Financial inclusion on the horizon

A recent forum in Lagos held by CRC Credit Bureau highlighted the distance Nigeria still has to travel to reach financial inclusion. It emerged that just 2% of the population has access to credit facilities, of which less than 10% are consumers or MSMEs. In Indonesia it is said that such borrowers enjoy 18% of total bank credits, and in South Africa as many as 45%. The contrasting Nigerian model of loan books dominated by public agencies and corporates is a hindrance to the development of the economy.                                                                                                        

  • The FGN’s national financial inclusion strategy of October 2012 set a target to reduce the exclusion rate from 46.3% in 2010 to 20.0% in 2020. Ghana was still lagging Nigeria in 2012, with a rate of 44% vs 40%.
  • Nigeria’s progress towards the target has since slowed. A report by the International Finance Corporation entitled the Future of Financial Inclusion in Africa estimated that the number of excluded Nigerians increased by 2.1% in 2017 to 40.1 million (Good Morning Nigeria, 04 June 2018). The underlying exclusion rate probably improved by a small margin since annual population growth is running at 2.5% or more according to consensus.

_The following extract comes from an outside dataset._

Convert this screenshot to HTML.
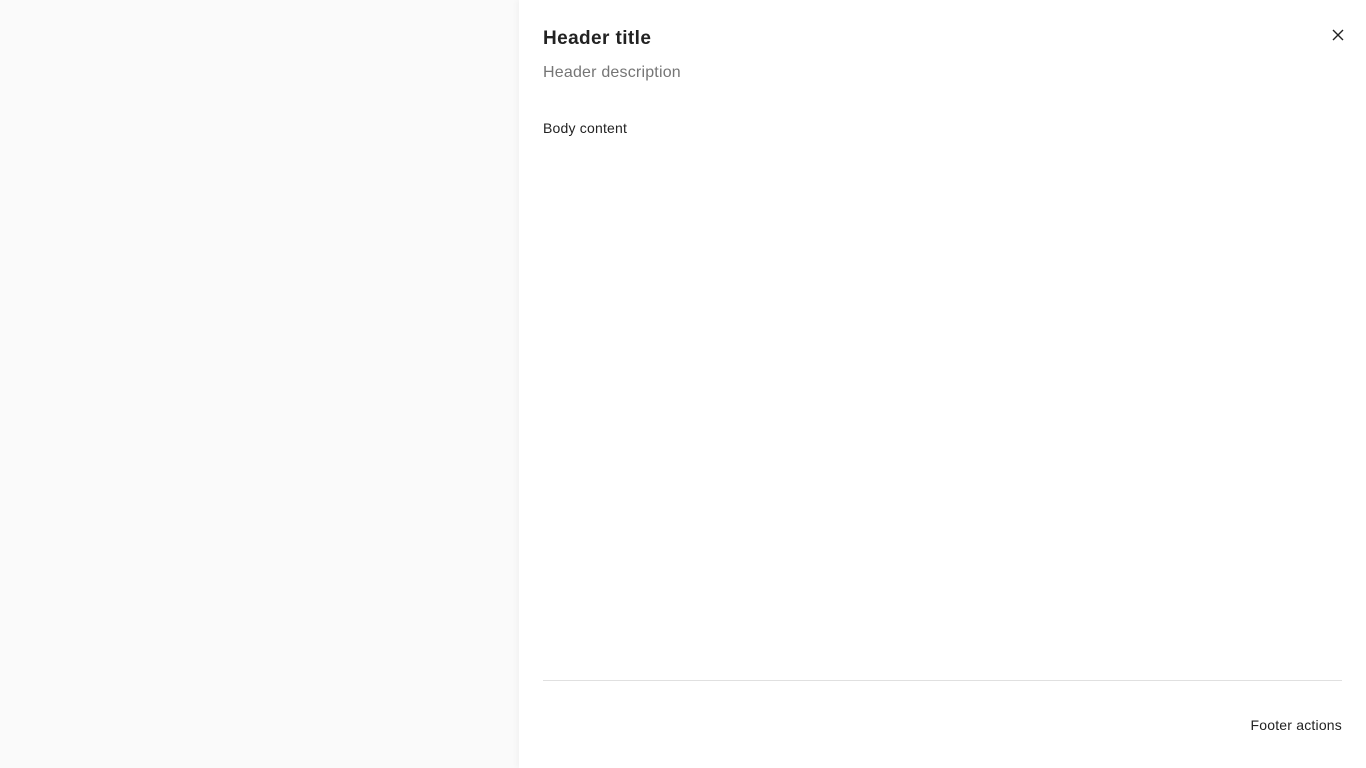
<!DOCTYPE html>
<html><head><meta charset="utf-8"><style>
html,body{margin:0;padding:0;width:1366px;height:768px;overflow:hidden;background:#fafafa;font-family:"Liberation Sans",sans-serif}
.panel{position:absolute;left:519px;top:0;width:847px;height:768px;background:#fff;box-shadow:-2px 0 6px rgba(0,0,0,0.04)}
.t{position:absolute;left:24px;top:28px;font-size:19px;font-weight:bold;color:#222;letter-spacing:0.4px}
.d{position:absolute;left:24px;top:64px;font-size:16px;color:#757575;letter-spacing:0.2px}
.b{position:absolute;left:24px;top:120px;font-size:14px;color:#222;letter-spacing:0.2px}
.x{position:absolute;left:813px;top:29px}
.line{position:absolute;left:24px;top:680px;width:799px;height:1px;background:#e0e0e0}
.f{position:absolute;right:24px;top:717px;font-size:14px;color:#222;letter-spacing:0.2px}
</style></head><body>
<div class="panel">
<div class="t">Header title</div>
<div class="d">Header description</div>
<div class="b">Body content</div>
<svg class="x" width="12" height="12" viewBox="0 0 12 12"><path d="M1 1L11 11M11 1L1 11" stroke="#222" stroke-width="1.4"/></svg>
<div class="line"></div>
<div class="f">Footer actions</div>
</div>
</body></html>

  • The IFC report, launched in May, told a similar narrative to the recent forum in Lagos. It estimated that 60 million Nigerians are savers, half of them through a financial institution, and that one third borrow, almost all informally. .
  • The 2017 report of the Nigeria Inter-Bank Settlement System noted that just 3.8 million Nigerians (out of 59 million active bank account holders) made mobile money transfers in 2017. It added that the mobile money operators licensed by the CBN handled transactions totaling N1.10trn (US$3.6bn) in 2017. The comparable figures for the far smaller economies of Ghana and Kenya last year were roughly US$36bn and US$45bn respectively.
  • High transactions costs are a barrier to inclusion clearly but Nigeria has fallen far behind its continental peers such as Ghana and Kenya because of its regulation of mobile money. Its system is bank-led, rather than telco-led.
  • Research by a former CBN deputy governor has found that the system in Ghana was previously bank-led but that the authorities changed the model in July 2015 in the face of strong opposition from the commercial banks: the telcos were allowed to create new legal entities independent of, but largely owned by themselves. These digital providers were the initial game-changers.
  • Financial inclusion also requires much enhanced access to the internet. Broadband penetration stood at 22% in March, and is inching towards the target of 30% at end-2018.